### Set task
Copy everything in the data below exactly except the pictures.

### Available data
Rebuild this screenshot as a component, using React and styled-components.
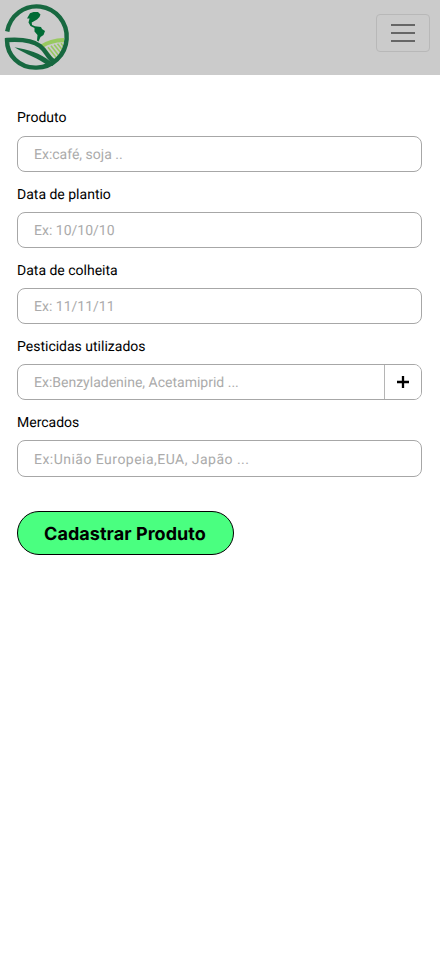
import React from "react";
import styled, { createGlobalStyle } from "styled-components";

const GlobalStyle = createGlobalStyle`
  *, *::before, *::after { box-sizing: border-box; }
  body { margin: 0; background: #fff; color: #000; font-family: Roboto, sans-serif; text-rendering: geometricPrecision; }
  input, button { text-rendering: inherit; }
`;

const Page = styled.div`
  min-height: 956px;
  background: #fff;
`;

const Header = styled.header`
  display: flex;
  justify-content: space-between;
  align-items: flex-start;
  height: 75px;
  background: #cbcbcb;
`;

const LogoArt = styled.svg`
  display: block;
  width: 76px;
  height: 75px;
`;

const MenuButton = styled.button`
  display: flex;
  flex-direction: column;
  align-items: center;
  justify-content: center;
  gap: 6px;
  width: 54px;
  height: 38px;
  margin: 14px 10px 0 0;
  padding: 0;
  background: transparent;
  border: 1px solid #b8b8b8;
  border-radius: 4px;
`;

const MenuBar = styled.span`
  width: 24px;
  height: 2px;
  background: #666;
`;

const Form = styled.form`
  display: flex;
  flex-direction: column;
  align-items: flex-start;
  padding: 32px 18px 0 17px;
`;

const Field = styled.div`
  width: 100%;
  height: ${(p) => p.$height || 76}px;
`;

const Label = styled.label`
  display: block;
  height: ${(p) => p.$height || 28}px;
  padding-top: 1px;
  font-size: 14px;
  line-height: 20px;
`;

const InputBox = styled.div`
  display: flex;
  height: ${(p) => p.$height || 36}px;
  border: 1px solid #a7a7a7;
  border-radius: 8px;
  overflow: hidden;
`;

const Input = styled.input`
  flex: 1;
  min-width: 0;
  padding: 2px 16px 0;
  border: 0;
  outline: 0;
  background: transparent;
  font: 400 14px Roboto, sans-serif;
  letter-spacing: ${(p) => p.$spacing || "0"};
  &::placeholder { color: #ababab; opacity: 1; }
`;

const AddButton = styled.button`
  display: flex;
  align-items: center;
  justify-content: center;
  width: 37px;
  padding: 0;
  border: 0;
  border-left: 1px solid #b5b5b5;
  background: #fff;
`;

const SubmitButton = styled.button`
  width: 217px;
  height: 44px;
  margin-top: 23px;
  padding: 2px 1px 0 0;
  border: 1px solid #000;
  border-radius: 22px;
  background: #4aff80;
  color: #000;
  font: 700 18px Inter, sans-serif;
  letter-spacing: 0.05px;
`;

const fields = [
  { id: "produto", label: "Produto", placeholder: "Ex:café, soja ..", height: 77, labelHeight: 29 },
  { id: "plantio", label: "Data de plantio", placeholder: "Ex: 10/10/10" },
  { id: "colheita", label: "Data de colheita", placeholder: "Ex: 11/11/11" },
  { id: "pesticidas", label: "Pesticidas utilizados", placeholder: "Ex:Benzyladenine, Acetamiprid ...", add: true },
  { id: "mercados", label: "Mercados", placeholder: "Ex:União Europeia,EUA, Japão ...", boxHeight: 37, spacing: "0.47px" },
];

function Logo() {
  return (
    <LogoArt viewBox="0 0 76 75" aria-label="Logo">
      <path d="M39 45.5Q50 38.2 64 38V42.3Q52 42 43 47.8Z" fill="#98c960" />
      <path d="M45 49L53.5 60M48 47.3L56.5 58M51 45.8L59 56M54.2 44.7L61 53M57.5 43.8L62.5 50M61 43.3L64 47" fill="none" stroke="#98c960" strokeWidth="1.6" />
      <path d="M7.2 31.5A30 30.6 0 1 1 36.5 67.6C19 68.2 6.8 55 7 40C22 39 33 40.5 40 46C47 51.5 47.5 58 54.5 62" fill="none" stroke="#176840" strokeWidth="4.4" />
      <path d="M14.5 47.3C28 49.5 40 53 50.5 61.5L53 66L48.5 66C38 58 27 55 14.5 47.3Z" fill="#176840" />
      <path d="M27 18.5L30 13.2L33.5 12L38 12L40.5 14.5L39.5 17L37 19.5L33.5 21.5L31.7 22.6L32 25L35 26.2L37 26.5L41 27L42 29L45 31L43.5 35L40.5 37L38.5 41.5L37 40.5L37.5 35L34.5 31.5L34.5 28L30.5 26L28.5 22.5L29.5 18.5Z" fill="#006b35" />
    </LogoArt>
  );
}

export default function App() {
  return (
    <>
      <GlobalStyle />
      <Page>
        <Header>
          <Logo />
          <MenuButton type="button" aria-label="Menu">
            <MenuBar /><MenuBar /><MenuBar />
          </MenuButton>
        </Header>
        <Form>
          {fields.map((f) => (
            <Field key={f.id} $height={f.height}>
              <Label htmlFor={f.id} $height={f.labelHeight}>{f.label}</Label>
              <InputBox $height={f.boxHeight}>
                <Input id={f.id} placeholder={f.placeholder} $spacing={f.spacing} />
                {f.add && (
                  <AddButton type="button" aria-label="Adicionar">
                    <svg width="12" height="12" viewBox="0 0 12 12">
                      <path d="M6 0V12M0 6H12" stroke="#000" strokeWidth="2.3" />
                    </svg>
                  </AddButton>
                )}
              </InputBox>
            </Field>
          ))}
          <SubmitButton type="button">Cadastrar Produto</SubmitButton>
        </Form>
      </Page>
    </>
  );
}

### Solution to this problem
Rebuild this screenshot as a component, using React and styled-components.
import React from "react";
import styled, { createGlobalStyle } from "styled-components";

const GlobalStyle = createGlobalStyle`
  *, *::before, *::after { box-sizing: border-box; }
  body { margin: 0; background: #fff; color: #000; font-family: Roboto, sans-serif; text-rendering: geometricPrecision; }
  input, button { text-rendering: inherit; }
`;

const Page = styled.div`
  min-height: 956px;
  background: #fff;
`;

const Header = styled.header`
  display: flex;
  justify-content: space-between;
  align-items: flex-start;
  height: 75px;
  background: #cbcbcb;
`;

const LogoArt = styled.svg`
  display: block;
  width: 76px;
  height: 75px;
`;

const MenuButton = styled.button`
  display: flex;
  flex-direction: column;
  align-items: center;
  justify-content: center;
  gap: 6px;
  width: 54px;
  height: 38px;
  margin: 14px 10px 0 0;
  padding: 0;
  background: transparent;
  border: 1px solid #b8b8b8;
  border-radius: 4px;
`;

const MenuBar = styled.span`
  width: 24px;
  height: 2px;
  background: #666;
`;

const Form = styled.form`
  display: flex;
  flex-direction: column;
  align-items: flex-start;
  padding: 32px 18px 0 17px;
`;

const Field = styled.div`
  width: 100%;
  height: ${(p) => p.$height || 76}px;
`;

const Label = styled.label`
  display: block;
  height: ${(p) => p.$height || 28}px;
  padding-top: 1px;
  font-size: 14px;
  line-height: 20px;
`;

const InputBox = styled.div`
  display: flex;
  height: ${(p) => p.$height || 36}px;
  border: 1px solid #a7a7a7;
  border-radius: 8px;
  overflow: hidden;
`;

const Input = styled.input`
  flex: 1;
  min-width: 0;
  padding: 2px 16px 0;
  border: 0;
  outline: 0;
  background: transparent;
  font: 400 14px Roboto, sans-serif;
  letter-spacing: ${(p) => p.$spacing || "0"};
  &::placeholder { color: #ababab; opacity: 1; }
`;

const AddButton = styled.button`
  display: flex;
  align-items: center;
  justify-content: center;
  width: 37px;
  padding: 0;
  border: 0;
  border-left: 1px solid #b5b5b5;
  background: #fff;
`;

const SubmitButton = styled.button`
  width: 217px;
  height: 44px;
  margin-top: 23px;
  padding: 2px 1px 0 0;
  border: 1px solid #000;
  border-radius: 22px;
  background: #4aff80;
  color: #000;
  font: 700 18px Inter, sans-serif;
  letter-spacing: 0.05px;
`;

const fields = [
  { id: "produto", label: "Produto", placeholder: "Ex:café, soja ..", height: 77, labelHeight: 29 },
  { id: "plantio", label: "Data de plantio", placeholder: "Ex: 10/10/10" },
  { id: "colheita", label: "Data de colheita", placeholder: "Ex: 11/11/11" },
  { id: "pesticidas", label: "Pesticidas utilizados", placeholder: "Ex:Benzyladenine, Acetamiprid ...", add: true },
  { id: "mercados", label: "Mercados", placeholder: "Ex:União Europeia,EUA, Japão ...", boxHeight: 37, spacing: "0.47px" },
];

function Logo() {
  return (
    <LogoArt viewBox="0 0 76 75" aria-label="Logo">
      <path d="M39 45.5Q50 38.2 64 38V42.3Q52 42 43 47.8Z" fill="#98c960" />
      <path d="M45 49L53.5 60M48 47.3L56.5 58M51 45.8L59 56M54.2 44.7L61 53M57.5 43.8L62.5 50M61 43.3L64 47" fill="none" stroke="#98c960" strokeWidth="1.6" />
      <path d="M7.2 31.5A30 30.6 0 1 1 36.5 67.6C19 68.2 6.8 55 7 40C22 39 33 40.5 40 46C47 51.5 47.5 58 54.5 62" fill="none" stroke="#176840" strokeWidth="4.4" />
      <path d="M14.5 47.3C28 49.5 40 53 50.5 61.5L53 66L48.5 66C38 58 27 55 14.5 47.3Z" fill="#176840" />
      <path d="M27 18.5L30 13.2L33.5 12L38 12L40.5 14.5L39.5 17L37 19.5L33.5 21.5L31.7 22.6L32 25L35 26.2L37 26.5L41 27L42 29L45 31L43.5 35L40.5 37L38.5 41.5L37 40.5L37.5 35L34.5 31.5L34.5 28L30.5 26L28.5 22.5L29.5 18.5Z" fill="#006b35" />
    </LogoArt>
  );
}

export default function App() {
  return (
    <>
      <GlobalStyle />
      <Page>
        <Header>
          <Logo />
          <MenuButton type="button" aria-label="Menu">
            <MenuBar /><MenuBar /><MenuBar />
          </MenuButton>
        </Header>
        <Form>
          {fields.map((f) => (
            <Field key={f.id} $height={f.height}>
              <Label htmlFor={f.id} $height={f.labelHeight}>{f.label}</Label>
              <InputBox $height={f.boxHeight}>
                <Input id={f.id} placeholder={f.placeholder} $spacing={f.spacing} />
                {f.add && (
                  <AddButton type="button" aria-label="Adicionar">
                    <svg width="12" height="12" viewBox="0 0 12 12">
                      <path d="M6 0V12M0 6H12" stroke="#000" strokeWidth="2.3" />
                    </svg>
                  </AddButton>
                )}
              </InputBox>
            </Field>
          ))}
          <SubmitButton type="button">Cadastrar Produto</SubmitButton>
        </Form>
      </Page>
    </>
  );
}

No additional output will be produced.